| Bac Wins 3-Way Near Tie
The ninth event of Legends 2005 ended in a virtual three-way tie. With 388,500 chips in play, pro player Dao Bac had only 2,000 more than Bashar “Charlie” Satoot, and 6,500 more than Chris Wong, both fellow pros, but it sufficed to get him the title after a chip-count deal.
This tournament saw high drama, with numerous draw-outs and chip-lead changes. It saw Batoot, starting with very little at the final table, hanging in and making miraculous catches to finish second, while at the other end Hon Le, who held the chip lead much of the way, flamed out at the end and finished fourth. He had been the deal hold-out, and when he left, there was a chop.

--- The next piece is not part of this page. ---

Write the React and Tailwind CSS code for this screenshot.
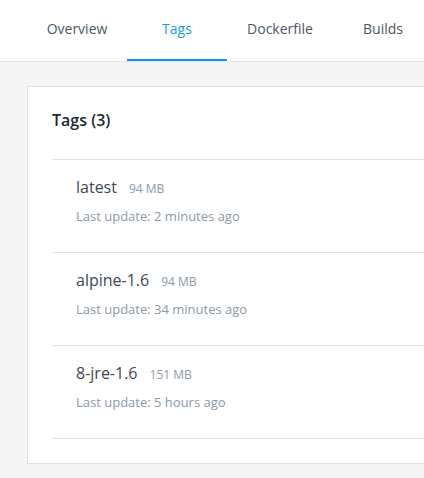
export default function App() {
  const tabs = [
    { t: "Overview", w: "w-[100px]" },
    { t: "Tags", w: "w-[100px]" },
    { t: "Dockerfile", w: "w-[106px]" },
    { t: "Builds", w: "w-[100px]" },
  ];
  const rows = [
    { name: "latest", size: "94 MB", when: "2 minutes ago" },
    { name: "alpine-1.6", size: "94 MB", when: "34 minutes ago" },
    { name: "8-jre-1.6", size: "151 MB", when: "5 hours ago" },
  ];
  return (
    <div className="w-[424px] h-[478px] overflow-hidden bg-[#f5f5f5]" style={{ fontFamily: '"Open Sans", sans-serif' }}>
      <div className="bg-white border-b border-[#e2e2e2] flex pl-[27px] h-[62px] overflow-hidden">
        {tabs.map(({ t, w }) => (
          <div
            key={t}
            className={
              "shrink-0 flex items-center justify-center text-sm border-b-2 whitespace-nowrap " +
              w +
              " " +
              (t === "Tags" ? "text-[#1a98e6] border-[#0c97e8]" : "text-[#4b5764] border-transparent")
            }
          >
            <span className="pb-[1px]">{t}</span>
          </div>
        ))}
      </div>
      <div className="pl-[27px] pt-6">
        <div className="w-[480px] bg-white border border-[#e0e0e0] pl-6 pt-[21px] pb-6">
          <div className="text-base leading-6 font-semibold text-[#1d2833] mb-[27px]">Tags (3)</div>
          {rows.map((r) => (
            <div key={r.name} className="border-t border-[#e3e3e3] pl-6 pt-[15px] h-[93px]">
              <div className="flex items-baseline leading-6">
                <span className="text-base text-[#3d4956]">{r.name}</span>
                <span className="text-xs text-[#8c9aa8] ml-3">{r.size}</span>
              </div>
              <div className="text-[13px] text-[#8c99a6] mt-[7px] leading-5">Last update: {r.when}</div>
            </div>
          ))}
          <div className="border-t border-[#e3e3e3]" />
        </div>
      </div>
    </div>
  );
}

The final table started with $1,500-$3,000 blinds, $500 antes and 27:50 left. Shawn Langdon led with $85,000, followed by Hon Le with $80,000. Satoot arrived on a stretcher with a mere $7,500, but in eight hands made a miracle recovery. After doubling through against Walid Abirafeh and John Canawati, he proceeded to knock out Abirafeh, who had 6-2 in the big blind and made two pair on a flop of 8c-6s-2s. Satoot, with As-7s, turned a flush and moved up to close to $50,000.

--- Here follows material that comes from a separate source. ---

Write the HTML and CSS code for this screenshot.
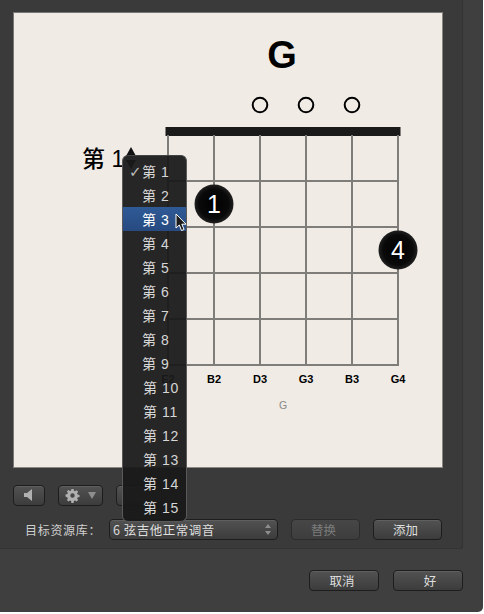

Hon Le took a big hit on hand 13, calling with A-4 after Wong moved in with A-Q. When rags came, the Kamikaze Kid handed over about $40,000. But he got well again when a huge pot developed two hands later.
First, Canawati moved in for $15,000. Hon Le called. Langdon re-raised for about $60,000 more and Hon Le called all in. Langdon had A-K, Canawati, Kd-Qd, Hon Le 3-3. When the board came 10-7-5-9-6, Hon Le’s pocket treys prevailed as Canawati finished 10th.
With blinds at $2,000-$4,000, Sang Pham moved in for around $25,000 with A-6 and Xuan Van Nguyen called all in for $10,000 with A-4. Wong had them covered with A-10. A board of J-5-2-8-2 missed everybody, and two more players were missing as Pham finished seventh and Van Nguyen eighth.
At this point Wong and Hon Le were the big leaders, with Wong holding roughly $100,000 and Hon Le close behind. A chip count was requested, but Hon Le said no. As play continued, Hon Le proceeded to take a slight lead..
Meanwhile Langdon’s chips had been dwindling, and he got very low in a dramatic hand. He started with deuces versus 10s for Bac, made deuces full on a board of A-A-5-2, then lost to Bac’s aces full of 10s when a third ace rivered.
Two hands later Langdon got knocked out in the same depressing sequence. He was all in with the worst hand, A-J to Minh Nguyen’s pocket queens, took the lead when an ace flopped, and then busted out in sixth place when a river queen gave Nguyen a set.
When blinds went to $3,000-$6,000, Hon Le led with $135,000 to $115,000 for Wong.
Short-chipped again, Satoot survived again when he had A-5 to A-Q for Nguyen and made a wheel. “Let’s see how bad I can play,” he laughed. For some reason, Minh was not amused.
With $4,000-$8,000 blinds and $1,500 antes, Minh busted out with A-10. Wong had Ac-6c and made a flush on the river.
Wong now had a big lead. Then Hon Le began bleeding off chips. He tried an all-in move with 9-2, ran into Bac’s pocket kings and lost $51,000. On the final hand, he was on the button and moved in for about $60,000 with K-5. Satoot, just covering him, called and broke him holding Ah-Jh when the board came 10-4-3-4-7, setting up the final chip-count deal. –Max Shapiro
BIOGRAPHY
Dao Bac has been playing poker professionally for seven years. He is mostly a live game player, preferring hi-lo stud, in $40-$80 and $100-$200 limit games. In tournaments, he’s made a lot of final tables at the Bicycle and Commerce Casinos and has a win in no-limit hold’em at Big Poker Oktober last year. He’s known for changing gears a lot, sometimes playing carefully, sometimes aggressively. “That’s why nobody believes him,” laughed his friend Minh Nguyen.
Bac’s most spectacular triumph came when he won a 7-card stud hi-lo tournament at the Bellagio’s Five Diamond/WPT event this past December, winning $75,000. At the final table, he was down to a single $1,000 chip out of 386,000 in play. He proceeded to go all in and win the next three pots, moving up to about $40,000, eventually getting heads-up at a 2-1 disadvantage before going on to win.